John Logan, director of labor and employment studies at San Francisco State University, said he wasn’t entirely surprised by the union’s loss. He said he believes that the ALU was stretched thin. A second union victory would have solidified the union’s position, he said, but the results in many ways were more important to Amazon than the fledgling labor group.
“A second defeat could have proved fatal to the company’s efforts to stop the organizing from spreading like wildfire, just as it has done at Starbucks,” Logan said. But he noted there’s no question that “the ALU’s organizing campaign will continue and that labor activism at Amazon will continue to spread across the country.”

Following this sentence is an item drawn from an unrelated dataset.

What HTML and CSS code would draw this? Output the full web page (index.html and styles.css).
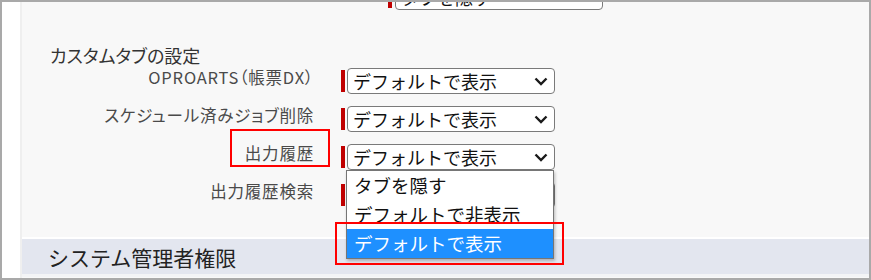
FILE: index.html
```html
<!DOCTYPE html>
<html lang="ja">
<head>
    <meta charset="UTF-8">
    <title>カスタムタブの設定</title>
    <link rel="stylesheet" href="styles.css">
</head>
<body>
    <div class="frame">
        <div class="gutter"></div>
        <div class="main">
            <div class="row row-top">
                <span class="req"></span>
                <div class="select">
                    <span>タブを隠す</span>
                    <svg class="chevron" width="14" height="9" viewBox="0 0 14 9"><polyline points="1.5,1.5 7,7 12.5,1.5"/></svg>
                </div>
            </div>

            <h3 class="title">カスタムタブの設定</h3>

            <div class="rows">
                <div class="row">
                    <div class="label">OPROARTS（帳票DX）</div>
                    <span class="req"></span>
                    <div class="select">
                        <span>デフォルトで表示</span>
                        <svg class="chevron" width="14" height="9" viewBox="0 0 14 9"><polyline points="1.5,1.5 7,7 12.5,1.5"/></svg>
                    </div>
                </div>
                <div class="row">
                    <div class="label">スケジュール済みジョブ削除</div>
                    <span class="req"></span>
                    <div class="select">
                        <span>デフォルトで表示</span>
                        <svg class="chevron" width="14" height="9" viewBox="0 0 14 9"><polyline points="1.5,1.5 7,7 12.5,1.5"/></svg>
                    </div>
                </div>
                <div class="row">
                    <div class="label"><span class="marked">出力履歴</span></div>
                    <span class="req"></span>
                    <div class="select open">
                        <span>デフォルトで表示</span>
                        <svg class="chevron" width="14" height="9" viewBox="0 0 14 9"><polyline points="1.5,1.5 7,7 12.5,1.5"/></svg>
                        <!-- opened option list -->
                        <ul class="dropdown">
                            <li>タブを隠す</li>
                            <li>デフォルトで非表示</li>
                            <li class="selected">デフォルトで表示</li>
                        </ul>
                    </div>
                </div>
                <div class="row">
                    <div class="label">出力履歴検索</div>
                    <span class="req"></span>
                    <div class="select">
                        <span>デフォルトで表示</span>
                        <svg class="chevron" width="14" height="9" viewBox="0 0 14 9"><polyline points="1.5,1.5 7,7 12.5,1.5"/></svg>
                    </div>
                </div>
            </div>

            <div class="band">
                <h3>システム管理者権限</h3>
            </div>
        </div>
    </div>
</body>
</html>
```

FILE: styles.css
```css
body, html {
    margin: 0;
    height: 100%;
    font-family: 'Noto Sans CJK JP', sans-serif;
    background-color: white;
}

.frame {
    width: 871px;
    height: 280px;
    box-sizing: border-box;
    border: 2px solid #a9a9a9;
    display: flex;
    background-color: white;
}

.gutter {
    width: 18px;
    border-right: 2px solid #efefef;
    background-color: white;
}

.main {
    flex: 1;
    display: flex;
    flex-direction: column;
    background-color: #f8f8f8;
    overflow: hidden;
}

.row {
    display: flex;
    align-items: flex-start;
    height: 26px;
}

.row-top {
    margin-top: -18px;
    padding-left: 366px;
}

.row-top .req {
    margin-right: 3px;
}

.title {
    margin: 34px 0 2px 28px;
    font-size: 18px;
    line-height: 22px;
    font-weight: normal;
    color: #333;
    font-feature-settings: "palt";
}

.rows {
    display: flex;
    flex-direction: column;
    gap: 12px;
}

.label {
    width: 292px;
    text-align: right;
    font-size: 16.5px;
    line-height: 18px;
    color: #4a4a4a;
    letter-spacing: 0.8px;
    font-feature-settings: "palt";
    margin-right: 27px;
}

.marked {
    position: relative;
}

.marked::before {
    content: "";
    position: absolute;
    left: -15px;
    right: -16px;
    top: -12px;
    bottom: -2px;
    border: 2px solid #ff0000;
}

.req {
    width: 4px;
    height: 22px;
    margin-top: 2px;
    margin-right: 2px;
    background-color: #c00000;
}

.select {
    position: relative;
    width: 208px;
    height: 26px;
    box-sizing: border-box;
    border: 1px solid #7a7a7a;
    border-radius: 4px;
    background-color: white;
    display: flex;
    align-items: center;
    justify-content: space-between;
    padding: 0 6px 0 5px;
    font-size: 18px;
    line-height: 24px;
    color: #111;
}

.chevron {
    fill: none;
    stroke: #1a1a1a;
    stroke-width: 2.4;
}

.dropdown {
    position: absolute;
    top: 25px;
    left: -2px;
    width: 208px;
    box-sizing: border-box;
    margin: 0;
    padding: 0;
    list-style: none;
    background-color: white;
    border: 1px solid #767676;
    box-shadow: 1px 2px 3px rgba(0, 0, 0, 0.25);
    z-index: 2;
}

.dropdown li {
    height: 29px;
    line-height: 29px;
    padding-left: 7px;
    font-size: 18.5px;
    color: #111;
}

.dropdown li.selected {
    position: relative;
    background-color: #1e90ff;
    color: white;
}

.dropdown li.selected::after {
    content: "";
    position: absolute;
    left: -12px;
    right: -11px;
    top: -7px;
    bottom: -7px;
    border: 2px solid #ff0000;
}

.band {
    margin-top: 29px;
    border-top: 2px solid white;
    border-bottom: 3px solid #f3f4f6;
    background-color: #e3e6ef;
    height: 35px;
    display: flex;
    align-items: center;
    padding-left: 26px;
}

.band h3 {
    margin: 0;
    font-size: 21px;
    font-weight: normal;
    line-height: 26px;
    color: #222;
}
```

Andrias said she believes the loss “highlights the fundamental problems with labor law and the extent to which employers are able to exercise coercive power over workers during the course of these union campaigns.”
Even after a victory is secured, it’s still an uphill battle. Amazon has disputed the first election organized by the ALU, arguing in a filing with the NLRB that the vote was tainted by organizers and by the board’s regional office in Brooklyn that oversaw the election. The company says it wants a new election, but union supporters believe it’s an effort to delay contract negotiations and potentially blunt some of the organizing momentum. A separate NLRB regional office in the Southwest will hold a hearing later this month over the company’s objections.
Meanwhile, the final outcome of a separate union election in Bessemer, Alabama, is still up in the air with 416 outstanding challenged ballots hanging in the balance. Hearings to review those ballots are expected to begin in the coming weeks.